TASK TO CARRY OUT:
Up to and including the line with "<Backdrop />", write out the listing from its first line, minus the pictures.

Records with interface code
┏━━
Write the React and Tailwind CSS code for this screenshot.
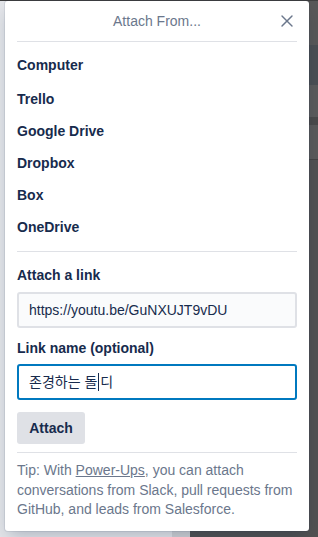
import { X } from "lucide-react";

const sources = ["Computer", "Trello", "Google Drive", "Dropbox", "Box", "OneDrive"];

function Backdrop() {
  return (
    <div className="absolute inset-0 flex flex-col">
      <div className="h-px bg-[#3f3f3f]" />
      <div className="flex flex-1">
        <div className="w-[172px] bg-[#e3e5e9]" />
        <div className="w-[18px] bg-[#cfd1d4]" />
        <div className="flex flex-1 flex-col bg-[#4f4f4f]">
          <div className="h-[44px] bg-[#585858]" />
          <div className="h-[40px] bg-[#4b4f53]" />
          <div className="h-[32px] bg-[#5b5b5b]" />
          <div className="h-[8px] bg-[#4a4a4a]" />
          <div className="h-[34px] bg-[#5a5a5a]" />
          <div className="h-[1px] bg-[#444]" />
          <div className="flex-1 bg-[#525252]" />
        </div>
      </div>
    </div>
  );
}

export default function App() {
  return (
    <div
      className="relative h-[537px] w-[318px] overflow-hidden"
      style={{ fontFamily: '"Liberation Sans", Arial, "Noto Sans CJK KR", sans-serif' }}
    >
      <Backdrop />

      {/* Popover */}
      <div className="absolute left-[5px] top-px w-[304px] rounded-[3px] bg-white shadow-[0_8px_16px_-4px_rgba(9,30,66,0.25),0_0_0_1px_rgba(9,30,66,0.08)]">
        <div className="relative mx-3 flex h-[41px] items-center justify-center border-b border-[#dfe1e6]">
          <span className="text-sm text-[#6b778c]">Attach From...</span>
          <button type="button" className="absolute right-0 top-[10px] text-[#6b778c]" aria-label="Close">
            <X size={20} strokeWidth={1.7} />
          </button>
        </div>

        <div className="px-3 pb-[11px]">
          <ul className="pt-[7px]">
            {sources.map((s, i) => (
              <li
                key={s}
                className={`flex h-8 items-center text-sm font-bold text-[#172b4d] ${i === 0 ? "mb-[2px]" : ""}`}
              >
                {s}
              </li>
            ))}
          </ul>

          <div className="mt-2 border-t border-[#dfe1e6]" />

          <div className="mt-[13px] flex h-5 items-center text-sm font-bold text-[#172b4d]">Attach a link</div>
          <div className="mt-[7px] flex h-9 items-center rounded-[3px] border-2 border-[#dfe1e6] bg-[#fafbfc] px-[10px] text-sm text-[#172b4d]">
            https://youtu.be/GuNXUJT9vDU
          </div>

          <div className="mt-[10px] flex h-5 items-center text-sm font-bold text-[#172b4d]">Link name (optional)</div>
          <div className="mt-[6px] flex h-9 items-center rounded-[3px] border-2 border-[#0079bf] bg-white px-[10px] text-sm text-[#172b4d]">
            <span>존경하는 돌</span>
            <span className="mx-px inline-block h-[18px] w-px bg-[#172b4d]" />
            <span>디</span>
          </div>

          <button
            type="button"
            className="mt-[12px] flex h-8 w-[68px] items-center justify-center rounded-[3px] bg-[#dfe1e6] text-sm font-bold text-[#172b4d]"
          >
            Attach
          </button>

          <div className="mt-2 border-t border-[#dfe1e6]" />

          <p className="pt-2 text-sm leading-[19.5px] text-[#6b778c]">
            Tip: With <span className="underline">Power-Ups</span>, you can attach conversations from Slack, pull requests from GitHub, and leads from Salesforce.
          </p>
        </div>
      </div>
    </div>
  );
}
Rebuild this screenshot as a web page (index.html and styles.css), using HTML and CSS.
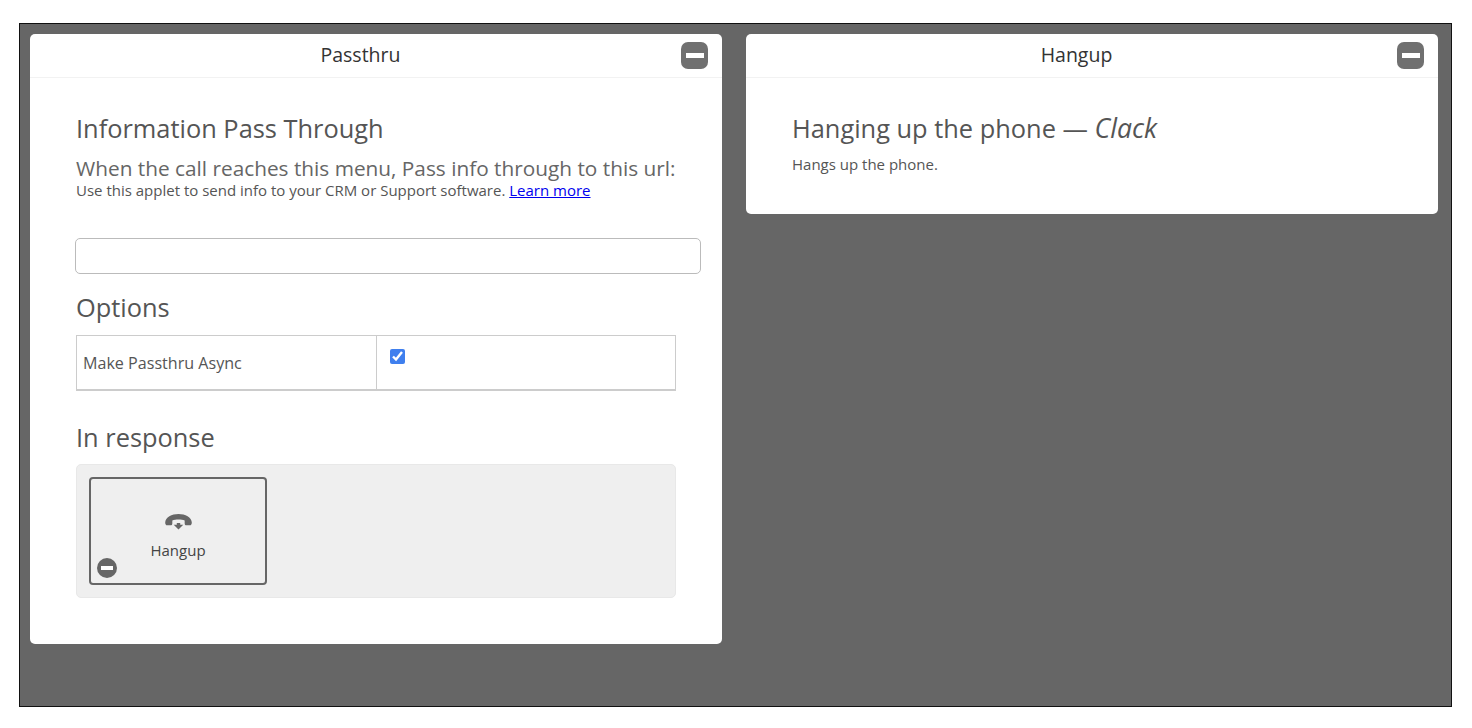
┗━━
RESPONSE:
Write the React and Tailwind CSS code for this screenshot.
import { X } from "lucide-react";

const sources = ["Computer", "Trello", "Google Drive", "Dropbox", "Box", "OneDrive"];

function Backdrop() {
  return (
    <div className="absolute inset-0 flex flex-col">
      <div className="h-px bg-[#3f3f3f]" />
      <div className="flex flex-1">
        <div className="w-[172px] bg-[#e3e5e9]" />
        <div className="w-[18px] bg-[#cfd1d4]" />
        <div className="flex flex-1 flex-col bg-[#4f4f4f]">
          <div className="h-[44px] bg-[#585858]" />
          <div className="h-[40px] bg-[#4b4f53]" />
          <div className="h-[32px] bg-[#5b5b5b]" />
          <div className="h-[8px] bg-[#4a4a4a]" />
          <div className="h-[34px] bg-[#5a5a5a]" />
          <div className="h-[1px] bg-[#444]" />
          <div className="flex-1 bg-[#525252]" />
        </div>
      </div>
    </div>
  );
}

export default function App() {
  return (
    <div
      className="relative h-[537px] w-[318px] overflow-hidden"
      style={{ fontFamily: '"Liberation Sans", Arial, "Noto Sans CJK KR", sans-serif' }}
    >
      <Backdrop />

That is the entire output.